Led Zeppelin is tired of counterfeit merchandise being sold online and is taking legal action to block the sale of unlicensed T-shirts, posters and other items.
US court filings in the Northern District of Illinois seen by LedZepNews reveal that Led Zeppelin hired the US law firm AM Sullivan Law and is seeking to stop unlicensed Led Zeppelin merchandise being sold on Amazon, eBay, Etsy, Alibaba and Wish.
“In an effort to illegally and deceptively profit from the Led Zeppelin Trademarks and Led Zeppelin Copyrights, Defendants created numerous online marketplace accounts and online stores … intentionally designed in look, feeling, and suggestion to give the impression to consumers that they are legitimate websites,” Led Zeppelin’s lawyer wrote in the band’s complaint.

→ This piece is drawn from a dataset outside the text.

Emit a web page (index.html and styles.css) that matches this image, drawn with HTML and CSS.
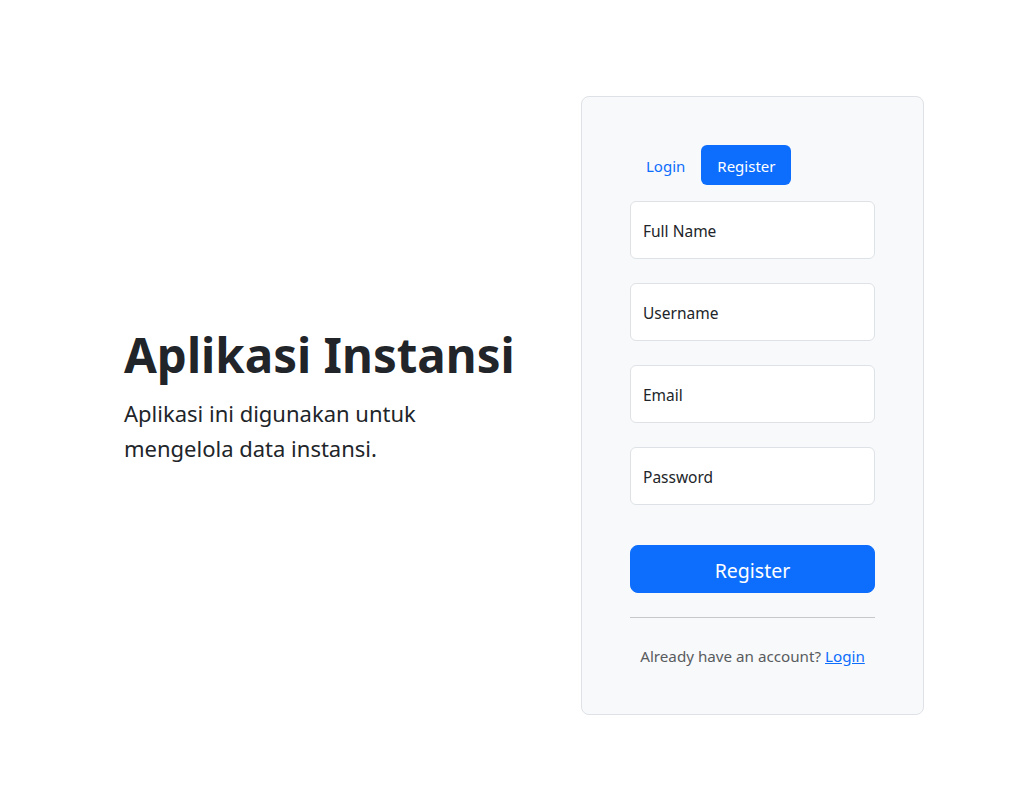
FILE: index.html
```html
<!DOCTYPE html>
<html lang="id">
<head>
<meta charset="utf-8">
<title>Aplikasi Instansi</title>
<link rel="stylesheet" href="styles.css">
</head>
<body>
<main class="page">
  <section class="intro">
    <h1 class="title">Aplikasi Instansi</h1>
    <p class="lead">Aplikasi ini digunakan untuk mengelola data instansi.</p>
  </section>
  <form class="card">
    <nav class="tabs">
      <a class="tab" href="#">Login</a>
      <a class="tab active" href="#">Register</a>
    </nav>
    <div class="fields">
      <label class="field">Full Name</label>
      <label class="field">Username</label>
      <label class="field">Email</label>
      <label class="field">Password</label>
    </div>
    <button class="submit" type="button">Register</button>
    <hr class="divider">
    <p class="foot">Already have an account? <a href="#">Login</a></p>
  </form>
</main>
</body>
</html>
```
FILE: styles.css
```css
* { box-sizing: border-box; }
html, body { margin: 0; padding: 0; }
body {
  font-family: "Noto Sans", "Open Sans", sans-serif;
  color: #212529;
  background: #fff;
  font-size: 16px;
  line-height: 1.5;
}
.page {
  display: flex;
  align-items: center;
  min-height: 100vh;
  padding: 0 100px 0 124px;
}
.intro {
  flex: 1;
  padding-bottom: 19px;
}
.title {
  margin: 0 0 13px;
  font-size: 47.5px;
  font-weight: 700;
  line-height: 57px;
}
.lead {
  margin: 0;
  font-size: 22px;
  line-height: 35px;
  max-width: 330px;
}
.card {
  width: 343px;
  flex: none;
  padding: 48px 48px 46px;
  background: #f8f9fa;
  border: 1px solid #dee2e6;
  border-radius: 8px;
}
.tabs {
  display: flex;
  margin-bottom: 16px;
}
.tab {
  display: block;
  padding: 9px 16px 7px;
  line-height: 24px;
  font-size: 15px;
  color: #0d6efd;
  text-decoration: none;
  border-radius: 6px;
}
.tab.active {
  background: #0d6efd;
  color: #fff;
}
.fields {
  display: flex;
  flex-direction: column;
  gap: 24px;
}
.field {
  display: block;
  height: 58px;
  padding: 17px 12px 15px;
  line-height: 24px;
  font-size: 15.5px;
  background: #fff;
  border: 1px solid #dee2e6;
  border-radius: 6px;
  color: #212529;
}
.submit {
  display: block;
  width: 100%;
  margin-top: 40px;
  height: 48px;
  padding: 10px 16px 6px;
  font-family: inherit;
  font-size: 19.5px;
  line-height: 30px;
  color: #fff;
  background: #0d6efd;
  border: 1px solid #0d6efd;
  border-radius: 8px;
}
.divider {
  margin: 24px 0 26px;
  border: 0;
  border-top: 1px solid #c7c8c9;
}
.foot {
  margin: 0;
  text-align: center;
  font-size: 15.2px;
  line-height: 24px;
  color: #595c5f;
}
.foot a { color: #0d6efd; text-decoration: underline; }
```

The band’s lawyer alleged that counterfeit merchandise sellers use online advertising to “misdirect consumers who are searching for genuine Led Zeppelin Products.”
Counterfeit merchandise sales are causing “substantial monetary loss” and “irreparable injury” to Led Zeppelin, the band’s lawyer alleged.
The band is seeking a maximum of $2 million in damages per type of counterfeit item sold in addition to blocking future unlicensed merchandise sales.
You can read Led Zeppelin’s full legal complaint below or through Scribd here:
Led Zeppelin started its latest legal action anonymously earlier this year, successfully arguing to the court that revealing the band’s identity in the legal action straight away would give sellers time to hide their online stores and move money out of accounts.
Led Zeppelin can now be publicly identified as the plaintiff in the case, with the band using its British company Superhype Tapes for the legal action as it owns the trademarks to the Led Zeppelin brand around the world.
It appears that Led Zeppelin’s war on counterfeit merchandise is starting to work. A legal filing published in November stated that “several financial accounts associated with the Defendant Internet Stores have been frozen.”
A legal filing made by Led Zeppelin’s lawyer on December 15 reveals the targets of the band’s desired crackdown on unlicensed merchandise.
The filing contains a list of sellers that Led Zeppelin argues should be blocked from trading counterfeit Led Zeppelin items. The list includes sellers of T-shirts, phone cases and posters – all of which Led Zeppelin claims are being sold illegally without royalties being paid to Led Zeppelin.
Some of the online shops have already been deleted. Others remain online and continue to sell Led Zeppelin-branded merchandise.
The new legal action, started by Led Zeppelin on October 22, is only the latest stage of the band’s war against counterfeit products. Similar legal actions were taken in 2020, LedZepNews can reveal.
Jimmy Page appears prepared to vigorously defend Led Zeppelin’s intellectual property. He personally gave evidence in a Scottish court in 2007 in the trial of bootleg recording seller Robert Langley, known as “Mr. Toad,” who was sentenced to 20 months in prison.
“The legitimate part is where fans trade music, but once you start packaging it up and you do not know what you are getting, you are breaking the rules legally and morally,” Page told fiscal Judith Hutchison according to a report in The Scotsman.
“There are some of these recordings where it is just a whirring and you cannot hear the music,” Page said. “If you have something like this that appears legitimate then it is just not right.”